# What the exercise asks:
Write out the entire listing below exactly as it appears, minus any pictures.

# Data provided:
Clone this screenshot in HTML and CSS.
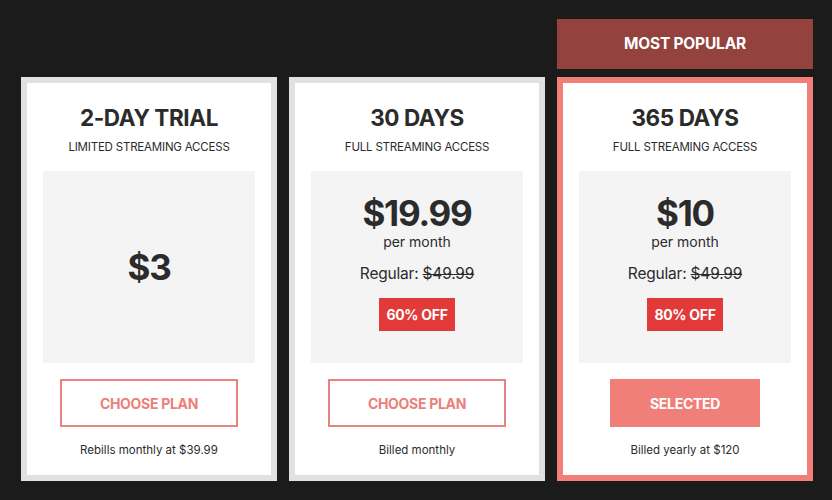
FILE: index.html
```html
<!DOCTYPE html>
<html lang="en">
<head>
<meta charset="utf-8">
<title>Plans</title>
<link rel="stylesheet" href="styles.css">
</head>
<body>
<div class="plans">
  <div class="plan">
    <div class="card">
      <h2 class="title">2-DAY TRIAL</h2>
      <p class="subtitle">LIMITED STREAMING ACCESS</p>
      <div class="pricebox">
        <div class="price">$3</div>
      </div>
      <button class="btn">CHOOSE PLAN</button>
      <p class="note">Rebills monthly at $39.99</p>
    </div>
  </div>
  <div class="plan">
    <div class="card">
      <h2 class="title">30 DAYS</h2>
      <p class="subtitle">FULL STREAMING ACCESS</p>
      <div class="pricebox pricebox-top">
        <div class="price">$19.99</div>
        <div class="per">per month</div>
        <div class="regular">Regular: <s>$49.99</s></div>
        <div class="badge">60% OFF</div>
      </div>
      <button class="btn">CHOOSE PLAN</button>
      <p class="note">Billed monthly</p>
    </div>
  </div>
  <div class="plan">
    <div class="ribbon">MOST POPULAR</div>
    <div class="card card-selected">
      <h2 class="title">365 DAYS</h2>
      <p class="subtitle">FULL STREAMING ACCESS</p>
      <div class="pricebox pricebox-top">
        <div class="price">$10</div>
        <div class="per">per month</div>
        <div class="regular">Regular: <s>$49.99</s></div>
        <div class="badge">80% OFF</div>
      </div>
      <button class="btn btn-selected">SELECTED</button>
      <p class="note">Billed yearly at $120</p>
    </div>
  </div>
</div>
</body>
</html>
```
FILE: styles.css
```css
* { box-sizing: border-box; }
html, body {
  margin: 0;
  padding: 0;
  background: #1b1b1b;
  font-family: Inter, "Noto Sans", "Liberation Sans", sans-serif;
  color: #2b2b2b;
}
.plans {
  display: flex;
  align-items: flex-end;
  gap: 12px;
  padding: 19px 0 0 21px;
}
.plan {
  width: 256px;
  display: flex;
  flex-direction: column;
  gap: 8px;
}
.ribbon {
  height: 50px;
  padding-bottom: 2px;
  background: #93423d;
  color: #fff;
  font-weight: 700;
  font-size: 15.5px;
  display: flex;
  align-items: center;
  justify-content: center;
  letter-spacing: -0.2px;
}
.card {
  height: 404px;
  background: #fff;
  border: 6px solid #e1e1e1;
  padding: 21px 16px 0;
  display: flex;
  flex-direction: column;
  align-items: center;
}
.card-selected { border-color: #f07f79; }
.title {
  margin: 0;
  font-size: 22.5px;
  line-height: 28px;
  font-weight: 700;
  letter-spacing: -0.4px;
  color: #2b2b2b;
}
.subtitle {
  margin: 7px 0 0;
  font-size: 11.5px;
  line-height: 16px;
  letter-spacing: -0.2px;
  color: #2b2b2b;
}
.pricebox {
  margin-top: 16px;
  align-self: stretch;
  height: 192px;
  background: #f4f4f4;
  display: flex;
  flex-direction: column;
  align-items: center;
  justify-content: center;
}
.pricebox-top {
  justify-content: flex-start;
  padding-top: 24px;
}
.price {
  font-size: 35px;
  line-height: 36px;
  font-weight: 700;
  letter-spacing: -1.2px;
  color: #2b2b2b;
}
.per {
  margin-top: 2px;
  font-size: 14px;
  line-height: 18px;
  color: #2b2b2b;
}
.regular {
  margin-top: 13px;
  font-size: 15.5px;
  line-height: 20px;
  color: #2b2b2b;
  letter-spacing: -0.2px;
}
.regular s { text-decoration-thickness: 1px; }
.badge {
  margin-top: 14px;
  height: 33px;
  padding: 0 7px;
  background: #e13a38;
  color: #fff;
  font-weight: 700;
  font-size: 14px;
  display: flex;
  align-items: center;
  letter-spacing: -0.3px;
}
.btn {
  margin-top: 16px;
  height: 48px;
  padding: 0 38px;
  border: 2px solid #e8847f;
  background: #fff;
  color: #ec7f79;
  font-family: inherit;
  font-weight: 700;
  font-size: 14px;
  letter-spacing: -0.3px;
}
.btn-selected {
  background: #f07f79;
  border-color: #f07f79;
  color: #fff;
}
.note {
  margin: 15px 0 0;
  font-size: 11.5px;
  line-height: 16px;
  color: #2b2b2b;
}
```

# Solution for this task:
Clone this screenshot in HTML and CSS.
FILE: index.html
```html
<!DOCTYPE html>
<html lang="en">
<head>
<meta charset="utf-8">
<title>Plans</title>
<link rel="stylesheet" href="styles.css">
</head>
<body>
<div class="plans">
  <div class="plan">
    <div class="card">
      <h2 class="title">2-DAY TRIAL</h2>
      <p class="subtitle">LIMITED STREAMING ACCESS</p>
      <div class="pricebox">
        <div class="price">$3</div>
      </div>
      <button class="btn">CHOOSE PLAN</button>
      <p class="note">Rebills monthly at $39.99</p>
    </div>
  </div>
  <div class="plan">
    <div class="card">
      <h2 class="title">30 DAYS</h2>
      <p class="subtitle">FULL STREAMING ACCESS</p>
      <div class="pricebox pricebox-top">
        <div class="price">$19.99</div>
        <div class="per">per month</div>
        <div class="regular">Regular: <s>$49.99</s></div>
        <div class="badge">60% OFF</div>
      </div>
      <button class="btn">CHOOSE PLAN</button>
      <p class="note">Billed monthly</p>
    </div>
  </div>
  <div class="plan">
    <div class="ribbon">MOST POPULAR</div>
    <div class="card card-selected">
      <h2 class="title">365 DAYS</h2>
      <p class="subtitle">FULL STREAMING ACCESS</p>
      <div class="pricebox pricebox-top">
        <div class="price">$10</div>
        <div class="per">per month</div>
        <div class="regular">Regular: <s>$49.99</s></div>
        <div class="badge">80% OFF</div>
      </div>
      <button class="btn btn-selected">SELECTED</button>
      <p class="note">Billed yearly at $120</p>
    </div>
  </div>
</div>
</body>
</html>
```
FILE: styles.css
```css
* { box-sizing: border-box; }
html, body {
  margin: 0;
  padding: 0;
  background: #1b1b1b;
  font-family: Inter, "Noto Sans", "Liberation Sans", sans-serif;
  color: #2b2b2b;
}
.plans {
  display: flex;
  align-items: flex-end;
  gap: 12px;
  padding: 19px 0 0 21px;
}
.plan {
  width: 256px;
  display: flex;
  flex-direction: column;
  gap: 8px;
}
.ribbon {
  height: 50px;
  padding-bottom: 2px;
  background: #93423d;
  color: #fff;
  font-weight: 700;
  font-size: 15.5px;
  display: flex;
  align-items: center;
  justify-content: center;
  letter-spacing: -0.2px;
}
.card {
  height: 404px;
  background: #fff;
  border: 6px solid #e1e1e1;
  padding: 21px 16px 0;
  display: flex;
  flex-direction: column;
  align-items: center;
}
.card-selected { border-color: #f07f79; }
.title {
  margin: 0;
  font-size: 22.5px;
  line-height: 28px;
  font-weight: 700;
  letter-spacing: -0.4px;
  color: #2b2b2b;
}
.subtitle {
  margin: 7px 0 0;
  font-size: 11.5px;
  line-height: 16px;
  letter-spacing: -0.2px;
  color: #2b2b2b;
}
.pricebox {
  margin-top: 16px;
  align-self: stretch;
  height: 192px;
  background: #f4f4f4;
  display: flex;
  flex-direction: column;
  align-items: center;
  justify-content: center;
}
.pricebox-top {
  justify-content: flex-start;
  padding-top: 24px;
}
.price {
  font-size: 35px;
  line-height: 36px;
  font-weight: 700;
  letter-spacing: -1.2px;
  color: #2b2b2b;
}
.per {
  margin-top: 2px;
  font-size: 14px;
  line-height: 18px;
  color: #2b2b2b;
}
.regular {
  margin-top: 13px;
  font-size: 15.5px;
  line-height: 20px;
  color: #2b2b2b;
  letter-spacing: -0.2px;
}
.regular s { text-decoration-thickness: 1px; }
.badge {
  margin-top: 14px;
  height: 33px;
  padding: 0 7px;
  background: #e13a38;
  color: #fff;
  font-weight: 700;
  font-size: 14px;
  display: flex;
  align-items: center;
  letter-spacing: -0.3px;
}
.btn {
  margin-top: 16px;
  height: 48px;
  padding: 0 38px;
  border: 2px solid #e8847f;
  background: #fff;
  color: #ec7f79;
  font-family: inherit;
  font-weight: 700;
  font-size: 14px;
  letter-spacing: -0.3px;
}
.btn-selected {
  background: #f07f79;
  border-color: #f07f79;
  color: #fff;
}
.note {
  margin: 15px 0 0;
  font-size: 11.5px;
  line-height: 16px;
  color: #2b2b2b;
}
```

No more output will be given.